We are so different, and God wants to keep us that way, race proclaims. Except that goes against what Jesus prayed: “That they may all be one” (John 17:21).

The Divine Community, the holy Trinity, can come together and agree, but we, mere mortals, cannot. Source, Son and Spirit, that’s good for Them but we don’t want to hear it.

Race says, “It’s impossible,” but Jesus said, “All things are possible” (Matthew 19:26). Is race or Jesus the obstacle? Because either we get over race or get over Jesus, trading his gospel for one that color-codes his face.

Let’s not forget that we have generational silence to defend. There are traditions of hate that our families have invested in. What are we going to tell our children? Besides, who would we be without our divisions?

Somehow the early church shared all things in common (Acts 4:32). Yet, we have a denomination, a tradition, a worship service for every difference we encounter.

Rather than come together for intentional and constructive conversation with the end goal being collaboration, we continue to play a zero-sum game. However, more and more believers are not showing up for this kind of Sunday morning practice, walking away from the church in hopes of getting closer to Jesus.

“One Lord, one faith, one baptism,” we are charged to work as one body and for the common good (Ephesians 4:5-6). No exclusive rights for hands or special privileges for feet. No velvet rope for bleeding hearts or special seating for big heads.

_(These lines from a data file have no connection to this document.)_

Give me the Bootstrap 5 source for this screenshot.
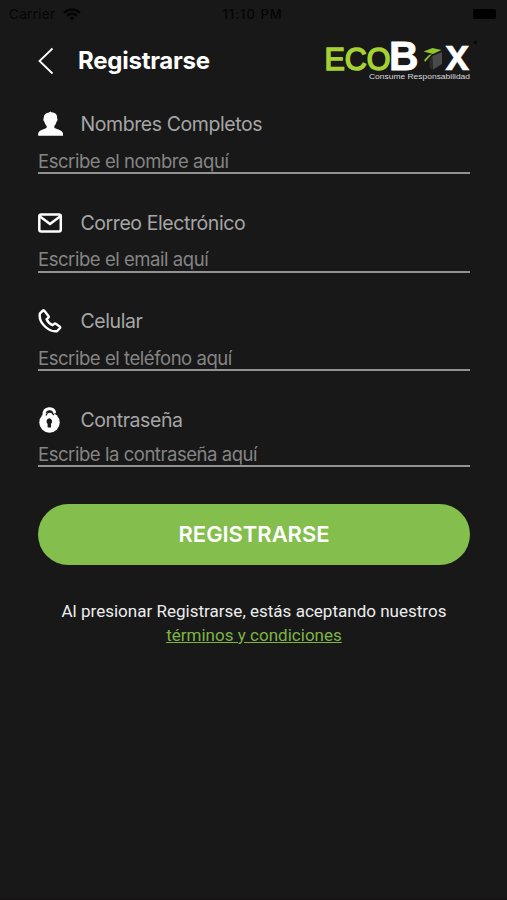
<!DOCTYPE html>
<html lang="es">
<head>
<meta charset="utf-8">
<meta name="viewport" content="width=device-width, initial-scale=1">
<title>Registrarse</title>
<link href="https://cdn.jsdelivr.net/npm/bootstrap@5.3.0/dist/css/bootstrap.min.css" rel="stylesheet">
<style>
body{background:#181818;color:#fff;font-family:Inter,"Liberation Sans",sans-serif;min-height:900px;border-bottom:1px solid #1c0f14}
.status-bar{height:28px;padding:0 11px 0 9px;color:#050505;font-size:13.5px;line-height:28px;grid-template-columns:1fr auto 1fr}
.carrier{letter-spacing:.3px}
.status-clock{font-size:13px;font-weight:500;letter-spacing:1px}
.battery{width:23px;height:10px;background:#000;border-radius:2px}
.screen{padding:0 37px 0 38px}
.top-row{height:66px}
.screen-title{font-size:24px;font-weight:700;letter-spacing:-.25px;line-height:30px;margin-left:24px}
.brand-logo{margin:0 -8px 0 0;overflow:visible}
.field{height:98.5px;padding-top:16px}
.field-label{height:28px;font-size:19.5px;color:#a6a6a6;line-height:28px;gap:17.5px;letter-spacing:-.42px}
.field-input,.field-input:focus{height:26px;margin-top:10px;padding:1px 0 0;border:0;border-bottom:2px solid #929292;border-radius:0;background:transparent;color:#fff;font-size:18.5px;letter-spacing:-.45px;line-height:23px;box-shadow:none}
.field-input::placeholder{color:#858585;opacity:1}
.field:last-of-type{height:98px}
.field:last-of-type .field-input{margin-top:7.5px}
.btn-register,.btn-register:hover{height:61px;margin-top:16px;background:#84be4d;color:#fff;font-size:22px;font-weight:600;letter-spacing:-.05px}
.terms{margin-top:34.5px;font-family:Roboto,sans-serif;font-size:17.05px;line-height:24px;color:#ededed}
.terms a{color:#7db544}
</style>
<script src="https://cdn.jsdelivr.net/npm/bootstrap@5.3.0/dist/js/bootstrap.bundle.min.js"></script>
</head>
<body>
<div class="status-bar d-grid align-items-center">
  <div class="d-flex align-items-center"><span class="carrier me-2">Carrier</span>
    <svg width="18" height="13" viewBox="0 0 19 14" fill="none" stroke="#050505" stroke-width="2.6"><path d="M1 5.2a12 12 0 0 1 17 0M4.2 8.4a7.500 7.500 0 0 1 10.600 0"/><path d="M6.800 10.600a4 4 0 0 1 5.400 0L9.500 13.500z" fill="#050505" stroke="none"/></svg>
  </div>
  <span class="status-clock">11:10 PM</span>
  <span class="battery ms-auto"></span>
</div>
<main class="screen">
  <header class="top-row d-flex align-items-center">
    <svg width="16" height="28" viewBox="0 0 16 28" fill="none" stroke="#fff" stroke-width="1.8"><path d="M14.500 1.500 1.500 14l13 12.500"/></svg>
    <h1 class="screen-title mb-0">Registrarse</h1>
    <svg class="brand-logo ms-auto" width="156" height="46" viewBox="322 38 156 46" font-family="Liberation Sans, sans-serif">
      <text x="324.500" y="70" font-size="30.500" fill="#a6d133" stroke="#a6d133" stroke-width="1.500" textLength="66" lengthAdjust="spacingAndGlyphs">ECO</text>
      <text x="389" y="70" font-size="40" font-weight="700" fill="#fff" stroke="#fff" stroke-width=".8" textLength="29.500" lengthAdjust="spacingAndGlyphs">B</text>
      <path d="m423.500 51.500 9-3.500 9 2-8.500 4z" fill="#8fc52e"/><path d="m432 54-7 8-.8-2 4.800-5z" fill="#8fc52e"/>
      <path d="m432 56 10-4v12l-9 5.500z" fill="#4a4a4a"/><path d="m429.500 59 3-3.500v14l-3-2z" fill="#2b2b2b"/>
      <text x="445" y="70" font-size="44" font-weight="700" fill="#fff" stroke="#fff" stroke-width=".3" textLength="24.500" lengthAdjust="spacingAndGlyphs">x</text>
      <text x="369" y="79" font-size="7.800" fill="#ddd" textLength="101" lengthAdjust="spacingAndGlyphs">Consume Responsabilidad</text>
      <circle cx="475.500" cy="42.500" r="1.800" fill="#090909"/>
    </svg>
  </header>
  <form>
    <div class="field">
      <label class="field-label d-flex align-items-center" for="nombre">
        <svg width="25" height="26" viewBox="0 0 25 26" fill="#fff"><path d="M5.800 7C5.800 3 8.200 1.800 11 1.400l1.700-.9.600.8c4 .3 6.200 2.200 5.800 6.200.8.500.5 2.600-.6 3.200-.4 2-1.300 3.300-2.200 4.200v1.600c1.500 2 8.400 2 8.700 6.100v2.200H.2v-2.200c.3-4.100 7-4.100 8.500-6.100v-1.600c-1-.9-1.900-2.200-2.300-4.200-1.100-.6-1.400-2.900-.6-3.700z"/></svg>
        <span>Nombres Completos</span></label>
      <input class="form-control field-input" id="nombre" placeholder="Escribe el nombre aquí">
    </div>
    <div class="field">
      <label class="field-label d-flex align-items-center" for="email">
        <svg width="25" height="22" viewBox="0 0 25 22" fill="none" stroke="#fff" stroke-width="2.500" stroke-linejoin="round"><rect x="1.300" y="2.400" width="21.500" height="17" rx="2"/><path d="m2 4.500 10 7.500L22 4.500"/></svg>
        <span>Correo Electrónico</span></label>
      <input class="form-control field-input" id="email" type="email" placeholder="Escribe el email aquí">
    </div>
    <div class="field">
      <label class="field-label d-flex align-items-center" for="celular">
        <svg width="25" height="24" viewBox="0 0 25 24" fill="none" stroke="#fff" stroke-width="2.400" stroke-linejoin="round"><path d="M5 1.500 2 4.300C1 8.500 3 13.500 6.500 17c3.700 3.800 8 5.800 12.500 5.200l3-3.200c.4-.6.300-1-.2-1.400l-4-2.900c-.6-.4-1.200-.3-1.600.1l-1.600 1.400c-2.600-1-4.800-3.200-6-6l1.800-1.500c.5-.4.500-.9.200-1.400L6.500 1.900C6.100 1.300 5.600 1.100 5 1.500z"/></svg>
        <span>Celular</span></label>
      <input class="form-control field-input" id="celular" type="tel" placeholder="Escribe el teléfono aquí">
    </div>
    <div class="field">
      <label class="field-label d-flex align-items-center" for="clave">
        <svg width="25" height="26" viewBox="0 0 25 26"><path d="M6 11V7.500C6 0 15.500.5 16.500 5" fill="none" stroke="#fff" stroke-width="3" stroke-linecap="round"/><circle cx="11.500" cy="15.500" r="10.200" fill="#fff"/><path d="M8 8.500c1-4 5-4 6.500-2L16 8" fill="none" stroke="#181818" stroke-width="1.200"/><path d="M11.300 11.300a3.200 3.200 0 0 1 1.700 5.600v3.600H9.600v-3.600a3.200 3.200 0 0 1 1.700-5.600z" fill="#181818"/></svg>
        <span>Contraseña</span></label>
      <input class="form-control field-input" id="clave" type="password" placeholder="Escribe la contraseña aquí">
    </div>
    <button class="btn btn-register rounded-pill w-100 border-0 d-block" type="button">REGISTRARSE</button>
  </form>
  <p class="terms text-center mb-0">Al presionar Registrarse, estás aceptando nuestros<br><a href="#">términos y condiciones</a></p>
</main>
</body>
</html>
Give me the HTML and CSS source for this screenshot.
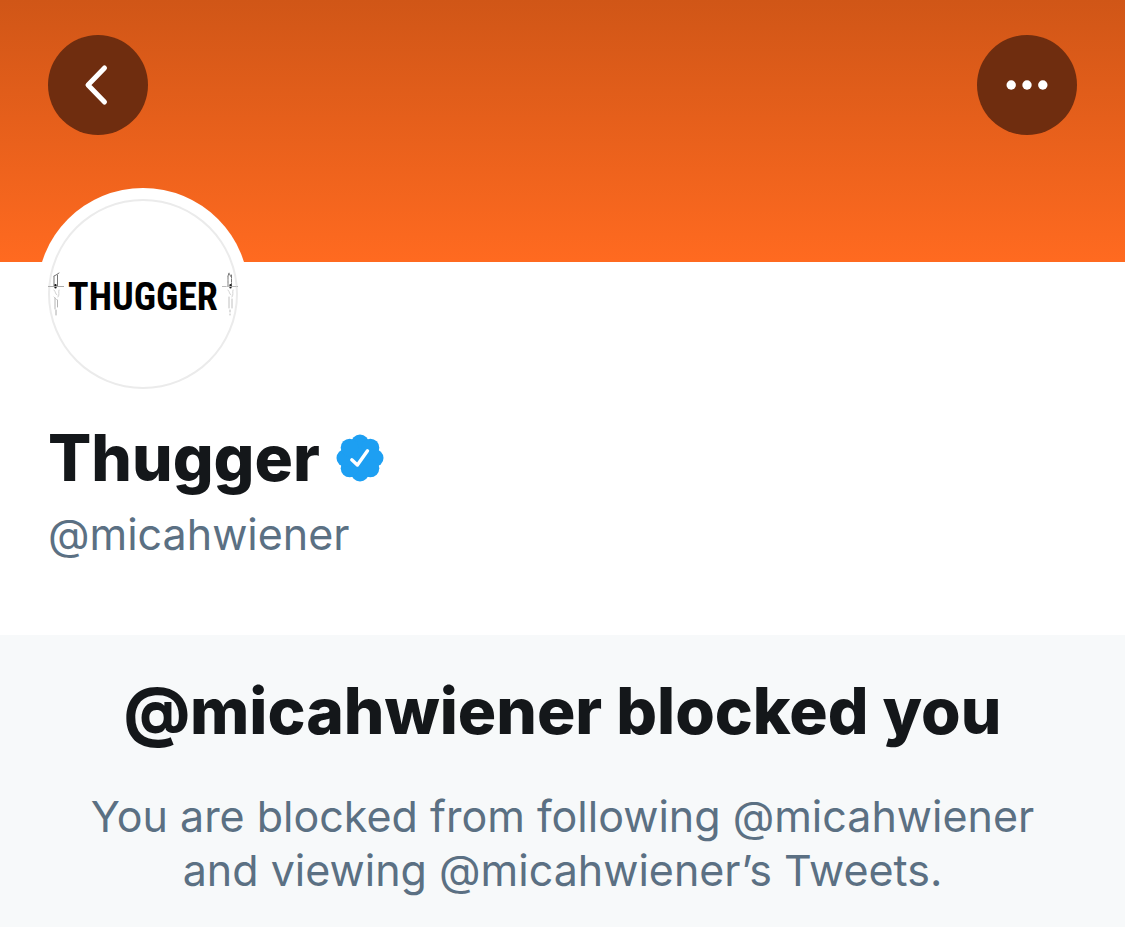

Because it is Christ’s body — not ours. Still, there is fighting — eyes against ears, hands against feet, the strong against the weak.

Every limb for itself! The body of Christ is attacking itself. The church is its own worst enemy, turning on its own members.

And there is nothing worse than a church fight, especially for those of us who grew up in abusive homes. For our own theological safety, we’ll leave the church and stay with Jesus, Mary, Joseph and their other children.

Please try to understand me. “Do not give up on our church meetings” sounds like a stained-glass threat (Hebrews 10:25).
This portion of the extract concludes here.